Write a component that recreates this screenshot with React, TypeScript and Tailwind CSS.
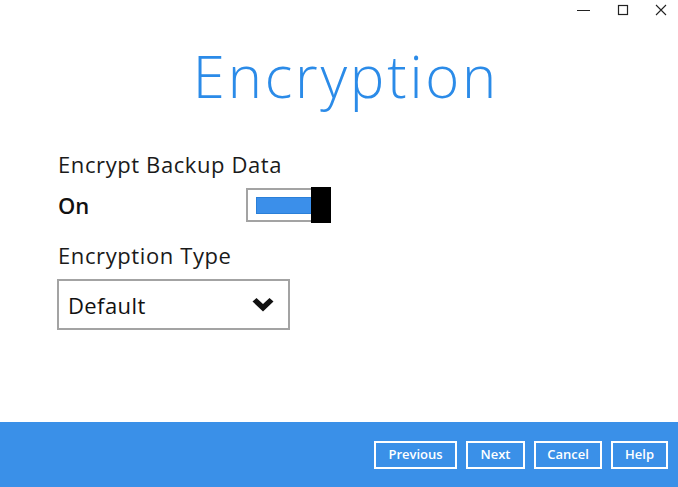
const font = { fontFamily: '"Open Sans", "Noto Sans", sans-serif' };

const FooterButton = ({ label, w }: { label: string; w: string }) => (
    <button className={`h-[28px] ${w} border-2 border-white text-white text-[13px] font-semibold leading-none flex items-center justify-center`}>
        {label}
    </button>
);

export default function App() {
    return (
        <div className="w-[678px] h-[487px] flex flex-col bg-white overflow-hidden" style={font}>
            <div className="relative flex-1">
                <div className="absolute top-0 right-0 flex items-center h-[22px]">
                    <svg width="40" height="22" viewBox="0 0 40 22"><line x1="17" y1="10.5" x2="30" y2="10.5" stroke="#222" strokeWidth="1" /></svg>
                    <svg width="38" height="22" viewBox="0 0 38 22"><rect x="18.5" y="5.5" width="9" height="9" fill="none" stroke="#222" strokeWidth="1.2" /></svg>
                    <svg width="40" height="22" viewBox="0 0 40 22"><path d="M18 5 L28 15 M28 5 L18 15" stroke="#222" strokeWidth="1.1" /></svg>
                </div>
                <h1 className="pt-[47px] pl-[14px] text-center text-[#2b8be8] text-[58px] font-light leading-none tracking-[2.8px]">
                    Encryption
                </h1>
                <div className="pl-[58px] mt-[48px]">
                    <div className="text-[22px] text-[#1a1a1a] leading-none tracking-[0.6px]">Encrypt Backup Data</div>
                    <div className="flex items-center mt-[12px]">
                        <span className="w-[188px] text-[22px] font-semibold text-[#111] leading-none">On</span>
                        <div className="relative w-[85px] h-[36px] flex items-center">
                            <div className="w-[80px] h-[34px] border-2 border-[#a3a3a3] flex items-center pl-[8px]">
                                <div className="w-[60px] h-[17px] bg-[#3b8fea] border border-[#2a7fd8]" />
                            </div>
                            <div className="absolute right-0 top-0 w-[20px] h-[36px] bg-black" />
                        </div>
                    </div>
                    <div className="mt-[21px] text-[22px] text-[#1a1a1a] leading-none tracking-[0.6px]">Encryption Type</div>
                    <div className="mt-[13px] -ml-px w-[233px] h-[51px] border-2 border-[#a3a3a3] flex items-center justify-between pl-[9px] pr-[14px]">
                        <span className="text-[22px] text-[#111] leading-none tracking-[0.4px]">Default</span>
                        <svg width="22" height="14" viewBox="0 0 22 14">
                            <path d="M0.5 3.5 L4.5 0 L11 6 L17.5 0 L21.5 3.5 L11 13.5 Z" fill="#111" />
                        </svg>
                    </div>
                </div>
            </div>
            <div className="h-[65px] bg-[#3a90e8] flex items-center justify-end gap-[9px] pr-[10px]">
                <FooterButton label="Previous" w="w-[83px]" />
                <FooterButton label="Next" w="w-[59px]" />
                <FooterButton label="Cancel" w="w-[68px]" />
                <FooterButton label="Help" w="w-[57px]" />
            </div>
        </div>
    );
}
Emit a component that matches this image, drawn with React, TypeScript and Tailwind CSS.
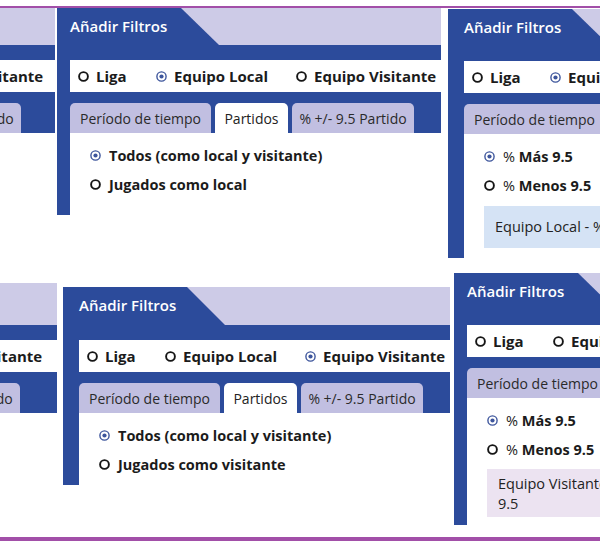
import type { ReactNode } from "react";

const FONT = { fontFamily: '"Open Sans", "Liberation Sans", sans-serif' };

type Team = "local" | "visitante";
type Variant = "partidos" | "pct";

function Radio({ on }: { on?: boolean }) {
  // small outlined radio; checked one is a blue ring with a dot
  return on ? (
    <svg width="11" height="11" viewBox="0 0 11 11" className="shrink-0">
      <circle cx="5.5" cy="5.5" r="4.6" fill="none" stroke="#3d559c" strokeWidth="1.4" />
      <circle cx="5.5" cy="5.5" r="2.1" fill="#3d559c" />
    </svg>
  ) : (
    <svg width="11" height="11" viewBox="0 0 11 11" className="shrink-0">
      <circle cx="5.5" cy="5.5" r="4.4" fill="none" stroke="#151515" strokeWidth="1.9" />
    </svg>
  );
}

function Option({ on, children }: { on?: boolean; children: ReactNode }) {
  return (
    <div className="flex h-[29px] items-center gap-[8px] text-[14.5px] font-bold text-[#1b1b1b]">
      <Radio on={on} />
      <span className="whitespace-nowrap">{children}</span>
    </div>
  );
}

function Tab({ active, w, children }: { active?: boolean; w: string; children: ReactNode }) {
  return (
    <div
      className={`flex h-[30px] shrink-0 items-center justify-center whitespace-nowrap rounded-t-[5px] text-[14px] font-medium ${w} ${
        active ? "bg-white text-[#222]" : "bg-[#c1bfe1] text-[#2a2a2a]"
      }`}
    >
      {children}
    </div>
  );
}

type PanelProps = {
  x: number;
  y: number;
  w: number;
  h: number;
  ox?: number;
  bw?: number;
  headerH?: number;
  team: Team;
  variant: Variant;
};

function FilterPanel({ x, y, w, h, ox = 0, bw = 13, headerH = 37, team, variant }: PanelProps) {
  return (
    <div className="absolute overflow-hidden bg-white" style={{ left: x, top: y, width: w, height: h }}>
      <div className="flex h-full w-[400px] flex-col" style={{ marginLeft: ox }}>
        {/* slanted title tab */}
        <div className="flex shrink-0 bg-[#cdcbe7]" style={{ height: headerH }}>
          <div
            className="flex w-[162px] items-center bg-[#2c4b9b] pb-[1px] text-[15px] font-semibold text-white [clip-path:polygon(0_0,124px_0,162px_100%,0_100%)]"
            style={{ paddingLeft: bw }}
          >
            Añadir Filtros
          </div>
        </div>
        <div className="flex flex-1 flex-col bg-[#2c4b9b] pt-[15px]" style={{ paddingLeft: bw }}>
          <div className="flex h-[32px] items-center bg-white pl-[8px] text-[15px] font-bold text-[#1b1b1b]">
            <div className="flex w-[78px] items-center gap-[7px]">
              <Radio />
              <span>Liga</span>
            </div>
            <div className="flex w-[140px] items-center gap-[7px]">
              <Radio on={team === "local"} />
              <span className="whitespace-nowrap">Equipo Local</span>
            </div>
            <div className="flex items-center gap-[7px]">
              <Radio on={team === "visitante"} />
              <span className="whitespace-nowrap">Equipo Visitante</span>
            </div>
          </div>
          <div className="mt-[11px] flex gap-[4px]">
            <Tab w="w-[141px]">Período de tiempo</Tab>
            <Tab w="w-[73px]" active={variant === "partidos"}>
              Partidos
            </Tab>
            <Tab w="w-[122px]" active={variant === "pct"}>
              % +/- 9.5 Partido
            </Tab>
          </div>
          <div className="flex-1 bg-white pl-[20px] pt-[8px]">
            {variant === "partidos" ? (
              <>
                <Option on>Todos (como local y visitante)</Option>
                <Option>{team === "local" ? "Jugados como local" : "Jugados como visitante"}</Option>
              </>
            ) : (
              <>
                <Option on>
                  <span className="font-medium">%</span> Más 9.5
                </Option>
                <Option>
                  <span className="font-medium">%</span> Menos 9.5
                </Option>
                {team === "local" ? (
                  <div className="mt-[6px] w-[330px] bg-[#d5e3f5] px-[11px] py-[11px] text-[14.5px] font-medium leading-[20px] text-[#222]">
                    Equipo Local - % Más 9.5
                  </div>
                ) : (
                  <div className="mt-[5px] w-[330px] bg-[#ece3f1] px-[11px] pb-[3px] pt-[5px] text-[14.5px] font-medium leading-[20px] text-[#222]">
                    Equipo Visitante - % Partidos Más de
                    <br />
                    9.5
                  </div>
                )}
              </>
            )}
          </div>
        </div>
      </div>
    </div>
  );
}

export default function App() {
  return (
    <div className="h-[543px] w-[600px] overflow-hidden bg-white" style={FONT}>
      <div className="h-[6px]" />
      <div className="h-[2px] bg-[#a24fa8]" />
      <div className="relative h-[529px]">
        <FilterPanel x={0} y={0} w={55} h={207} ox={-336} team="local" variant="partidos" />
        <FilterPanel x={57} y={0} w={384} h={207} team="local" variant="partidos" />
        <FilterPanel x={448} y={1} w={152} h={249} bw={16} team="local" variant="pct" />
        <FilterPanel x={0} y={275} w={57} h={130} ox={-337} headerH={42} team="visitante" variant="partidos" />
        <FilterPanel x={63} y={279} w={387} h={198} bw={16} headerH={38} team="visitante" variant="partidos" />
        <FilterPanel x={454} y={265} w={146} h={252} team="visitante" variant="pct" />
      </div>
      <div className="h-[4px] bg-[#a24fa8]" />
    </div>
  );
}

—————

■ EXERCISE GOAL ■
Pull out every line of the records above that contains the word "with".

■ CORRECT ANSWER ■
Write a component that recreates this screenshot with React, TypeScript and Tailwind CSS.
Emit a component that matches this image, drawn with React, TypeScript and Tailwind CSS.
  // small outlined radio; checked one is a blue ring with a dot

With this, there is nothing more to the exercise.